Розалина снова улыбнулась, и в ее глазах отразились мудрость и потушенный гнев прожитой жизни.
– Я всю свою жизнь была шлюхой. Когда в Абандоне все закончится, возьму свои денежки и уеду куда-нибудь, где меня никто не знает. Где нет снега. Куплю домик. Разведу сад.
– Выйдете замуж?
– Боюсь, мужчины меня больше не привлекают.
Глория отрезала кусочек ростбифа.
– Как тебе удалось стать такой респектабельной? – спросила Розалина.

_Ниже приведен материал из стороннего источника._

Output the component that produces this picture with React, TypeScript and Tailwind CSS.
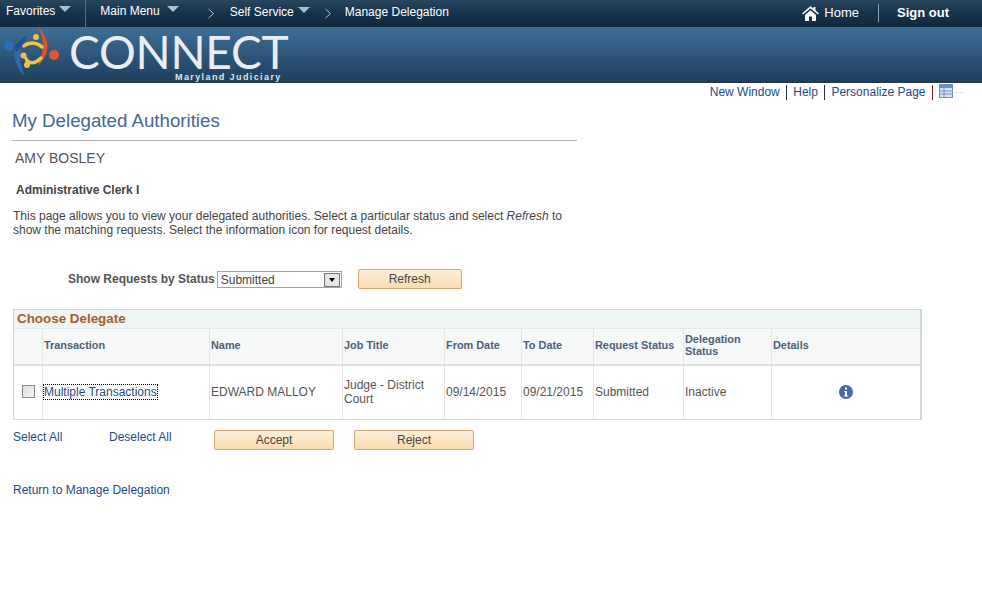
const COLUMNS = [
  { label: "", width: "w-[29px]" },
  { label: "Transaction", width: "w-[167px]" },
  { label: "Name", width: "w-[133px]" },
  { label: "Job Title", width: "w-[102px]" },
  { label: "From Date", width: "w-[77px]" },
  { label: "To Date", width: "w-[72px]" },
  { label: "Request Status", width: "w-[90px]" },
  { label: "Delegation Status", width: "w-[88px]" },
  { label: "Details", width: "flex-1" },
]

function Caret() {
  return <span className="block w-0 h-0 border-x-[6px] border-x-transparent border-t-[6px] border-t-[#a9c0d6]" />
}

function Chevron() {
  return (
    <svg className="block" width="8" height="11" viewBox="0 0 8 11" fill="none" stroke="#b5c4d2" strokeWidth="1">
      <path d="M1.5 1L6.5 5.5L1.5 10" />
    </svg>
  )
}

function Logo() {
  return (
    <svg className="block" width="58" height="54" viewBox="3 26 58 54" fill="none">
      <path d="M38 27C47 36 54 50 38 66C44 52 45 40 38 27Z" fill="#d9552c" />
      <path d="M25 77C12 62 9 46 28 35C31 34 27 38 24 41C18 50 19 62 25 77Z" fill="#2f6aa8" />
      <path d="M14 48C17 43 22 38 28 35L23 44L17 52Z" fill="#24508a" />
      <circle cx="9" cy="46" r="5" fill="#2e6db4" />
      <circle cx="54" cy="55" r="5" fill="#e0562c" />
      <circle cx="36" cy="37" r="3" fill="#f0c050" />
      <circle cx="23.5" cy="55.5" r="3" fill="#f0c050" />
      <circle cx="27" cy="65" r="3" fill="#f0c050" />
      <path d="M24 46C29 42 37 42 42 47" stroke="#f0c050" strokeWidth="3.5" strokeLinecap="round" />
      <path d="M27 61C31 64 36 63 41 58" stroke="#f0c050" strokeWidth="3.5" strokeLinecap="round" />
      <path d="M24 56C26 58 27 60 28 62" stroke="#f0c050" strokeWidth="3" strokeLinecap="round" />
    </svg>
  )
}

function OrangeButton({ label, width }: { label: string; width: string }) {
  return (
    <button className={`${width} h-5 border border-[#d2a877] rounded-[2px] bg-gradient-to-b from-[#fdeed9] to-[#fbdcb0] text-xs text-[#444]`}>
      {label}
    </button>
  )
}

export default function App() {
  return (
    <div className="h-[615px] bg-white font-['Liberation_Sans',Arial,sans-serif] overflow-hidden">
      {/* Top nav */}
      <div className="h-[27px] flex items-center bg-gradient-to-b from-[#29475f] via-[#16324b] to-[#10293f] text-xs text-white">
        <span className="ml-[6px] -mt-[5px]">Favorites</span>
        <span className="ml-[4px] -mt-[9px]"><Caret /></span>
        <span className="ml-[14px] w-px h-[27px] bg-[#55708a]" />
        <span className="ml-[14px] -mt-[5px]">Main Menu</span>
        <span className="ml-[7px] -mt-[9px]"><Caret /></span>
        <span className="ml-[28px]"><Chevron /></span>
        <span className="ml-[15px] -mt-[4px]">Self Service</span>
        <span className="ml-[4px] -mt-[7px]"><Caret /></span>
        <span className="ml-[14px]"><Chevron /></span>
        <span className="ml-[13px] -mt-[4px]">Manage Delegation</span>
        <div className="ml-auto flex items-center -mt-[1px]">
          <svg width="17" height="15" viewBox="0 0 17 15" fill="white">
            <path d="M8.5 0L0 7.5L1 8.6L8.5 2.2L16 8.6L17 7.5L13.5 4.4V1H11.5V2.6ZM3 9V15H7V10.5H10V15H14V9L8.5 4.2Z" />
          </svg>
          <span className="ml-[5px] text-[13px]">Home</span>
          <span className="ml-[19px] w-px h-[18px] bg-[#8fa3b5]" />
          <span className="ml-[18px] mr-[33px] text-[13px] font-bold">Sign out</span>
        </div>
      </div>

      {/* Banner */}
      <div className="relative h-[56px] flex bg-gradient-to-b from-[#3f6f97] to-[#1d3f5e] border-b border-[#24384a]">
        <div className="ml-[3px] -mt-[1px]"><Logo /></div>
        <span className="ml-[8px] -mt-[5px] font-['Lato',sans-serif] text-[46px] leading-[60px] tracking-[-0.2px] text-[#e9edf0]">CONNECT</span>
        <span className="absolute left-[175px] top-[45px] text-[9px] leading-[10px] font-bold tracking-[1.4px] text-[#dfe5ea]">Maryland Judiciary</span>
      </div>

      {/* Page links */}
      <div className="h-[18px] flex justify-end items-center pr-[28px] text-xs text-[#1f4a86]">
        <span>New Window</span>
        <span className="mx-[6px] w-[1.5px] h-[15px] bg-[#1d2f5f]" />
        <span>Help</span>
        <span className="mx-[6px] w-[1.5px] h-[15px] bg-[#1d2f5f]" />
        <span>Personalize Page</span>
        <span className="mx-[6px] w-[1.5px] h-[15px] bg-[#7a1f2a]" />
        <svg width="14" height="14" viewBox="0 0 14 14" className="-mt-[2px]">
          <rect x="0.5" y="0.5" width="13" height="13" fill="#d8e4f5" stroke="#6d8fc7" />
          <rect x="1" y="1" width="12" height="3" fill="#6d8fc7" />
          <path d="M1 7H13M1 10H13M5 4V13" stroke="#6d8fc7" />
        </svg>
        <span className="ml-[1px] -mr-[9px] w-[9px] h-px bg-[#dde3e8]" />
      </div>

      {/* Heading */}
      <div className="ml-3 w-[565px] h-[40px] border-b border-[#b4b4b4] flex items-center pt-[2px]">
        <h1 className="text-[18.7px] text-[#456791]">My Delegated Authorities</h1>
      </div>
      <div className="ml-[15px] mt-[9px] text-sm leading-4 text-[#555]">AMY BOSLEY</div>
      <div className="ml-4 mt-[17px] text-xs leading-[14px] font-bold text-[#444]">Administrative Clerk I</div>
      <p className="ml-[13px] mt-[12px] w-[565px] text-xs leading-[14px] text-[#444]">
        This page allows you to view your delegated authorities. Select a particular status and select <i>Refresh</i> to show the matching requests. Select the information icon for request details.
      </p>

      {/* Status filter */}
      <div className="ml-[68px] mt-[32px] h-5 flex items-center">
        <span className="text-xs font-bold text-[#555]">Show Requests by Status</span>
        <div className="ml-[2px] mt-[1px] w-[125px] h-[17px] border border-[#a5a5a5] flex items-center justify-between pl-[3px] pr-[1px] text-xs text-[#444]">
          Submitted
          <span className="w-4 h-[14px] border border-[#777] bg-[#e6e6e6] flex items-center justify-center">
            <span className="w-0 h-0 border-x-[3px] border-x-transparent border-t-[4px] border-t-black" />
          </span>
        </div>
        <div className="ml-[16px] flex"><OrangeButton label="Refresh" width="w-[104px]" /></div>
      </div>

      {/* Choose Delegate grid */}
      <div className="ml-[13px] mt-[20px] w-[909px] border-x border-t border-[#d0d7d8] border-r-2">
        <div className="h-[18px] bg-[#eff4f4] flex items-center pl-[3px] text-[13.4px] font-bold text-[#a5602a]">Choose Delegate</div>
        <div className="h-[38px] flex bg-[#f7f8f8] border-t border-b-2 border-t-[#e6e9e9] border-b-[#dfe1e1]">
          {COLUMNS.map((col) => (
            <div
              key={col.label}
              className={`${col.width} shrink-0 border-r border-[#e6e6e6] last:border-r-0 flex items-center pl-[1px] pb-[4px] text-[10.9px] leading-3 font-bold text-[#4d6078]`}
            >
              {col.label}
            </div>
          ))}
        </div>
        <div className="h-[54px] flex border-b border-[#dedede] text-xs leading-[14px] text-[#555]">
          <div className="w-[29px] shrink-0 border-r border-[#e6e6e6] flex items-center pl-[8px] pb-[2px]">
            <span className="w-[13px] h-[13px] border border-[#888] bg-gradient-to-br from-[#dcdcdc] to-[#f7f7f7]" />
          </div>
          <div className="w-[167px] shrink-0 border-r border-[#e6e6e6] flex items-center pl-[1px] pb-[2px]">
            <span className="text-[#1f4a86] outline-1 outline-dotted outline-black">Multiple Transactions</span>
          </div>
          <div className="w-[133px] shrink-0 border-r border-[#e6e6e6] flex items-center pl-[1px] pb-[2px]">EDWARD MALLOY</div>
          <div className="w-[102px] shrink-0 border-r border-[#e6e6e6] flex items-center pl-[1px] pb-[2px]">Judge - District<br />Court</div>
          <div className="w-[77px] shrink-0 border-r border-[#e6e6e6] flex items-center pl-[1px] pb-[2px]">09/14/2015</div>
          <div className="w-[72px] shrink-0 border-r border-[#e6e6e6] flex items-center pl-[1px] pb-[2px]">09/21/2015</div>
          <div className="w-[90px] shrink-0 border-r border-[#e6e6e6] flex items-center pl-[1px] pb-[2px]">Submitted</div>
          <div className="w-[88px] shrink-0 border-r border-[#e6e6e6] flex items-center pl-[1px] pb-[2px]">Inactive</div>
          <div className="flex-1 flex items-center justify-center pb-[2px]">
            <svg width="14" height="14" viewBox="0 0 14 14">
              <circle cx="7" cy="7" r="7" fill="#4a66ad" />
              <rect x="6" y="2.5" width="2" height="2" fill="white" />
              <path d="M5 6H8V10.5H9.2V11.5H4.8V10.5H6V7H5Z" fill="white" />
            </svg>
          </div>
        </div>
      </div>

      {/* Grid actions */}
      <div className="ml-[13px] mt-[10px] h-5 flex items-center text-xs text-[#1f4a86]">
        <span className="w-[96px] -mt-[6px]">Select All</span>
        <span className="w-[105px] -mt-[6px]">Deselect All</span>
        <OrangeButton label="Accept" width="w-[120px]" />
        <div className="ml-[20px] flex"><OrangeButton label="Reject" width="w-[120px]" /></div>
      </div>

      <div className="ml-[13px] mt-[33px] text-xs leading-[14px] text-[#1f4a86]">Return to Manage Delegation</div>
    </div>
  )
}
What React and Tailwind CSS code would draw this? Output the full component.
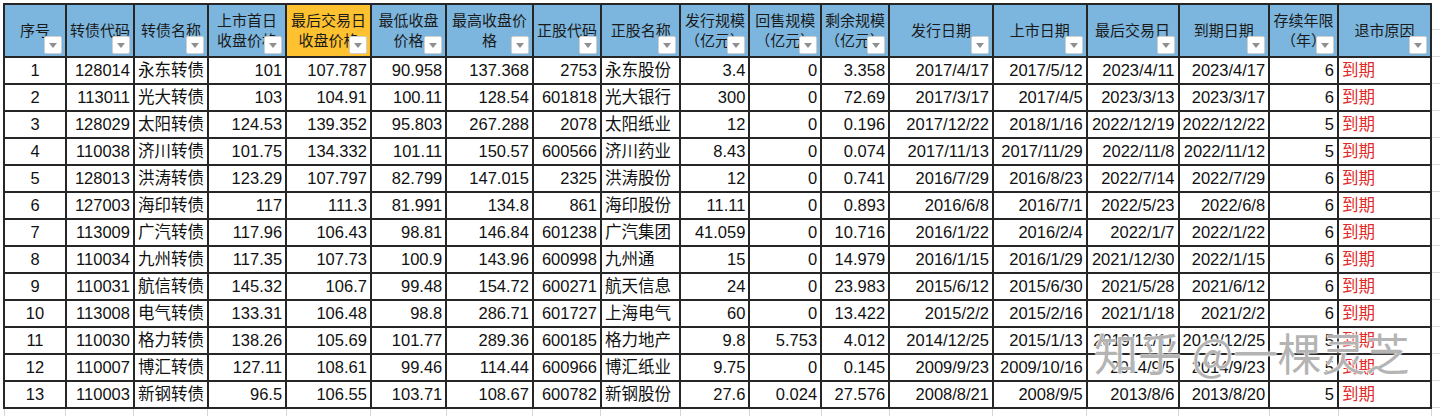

– Влюбилась в хорошего человека.
– Таких ведь немного осталось, а?
* * *
Они танцевали вальс «Блэк хоук»: музыканты наяривали вовсю, и высокие шнурованные ботинки и сапоги-«дымоходы» резво отстукивали по половицам. Выглянув за плечо мужа, Глория увидела, что Розалина сидит одна в кресле-качалке у плиты.
– Какой позор! – вздохнула миссис Кёртис.
– Ты знаешь, кто эта женщина? – спросил Иезекиль, наклоняясь к ее ушку.
– Не смотри так. Она – человек.
– Ты позволяешь людям копаться в твоем прошлом?
– А ты позволяешь людям обращаться со мной так, словно я пустое место?
Они столкнулись с Илгами.
– Извините, Костоправ, – сказал Кёртис.
– Веселого вам Рождества, шериф! Вижу, вы в полной боевой раскраске. Мэм… – Доктор приподнял шляпу.
Затем они вырвались наконец из толпы.
– Эта женщина – не моя забота, – сказал Иезекиль.
– Твоя забота – приличное поведение. Иди и потанцуй с нею, – велела ему жена.
– Черта с два!
– Зек!
Шериф оглянулся через плечо и с облегчением прошептал:
– Благослови его Господь!
Глория обернулась и увидела, как Розалина поднимается из кресла в ответ на приглашение Стивена Коула. Через несколько секунд шлюха и проповедник уже отплясывали вместе со всеми.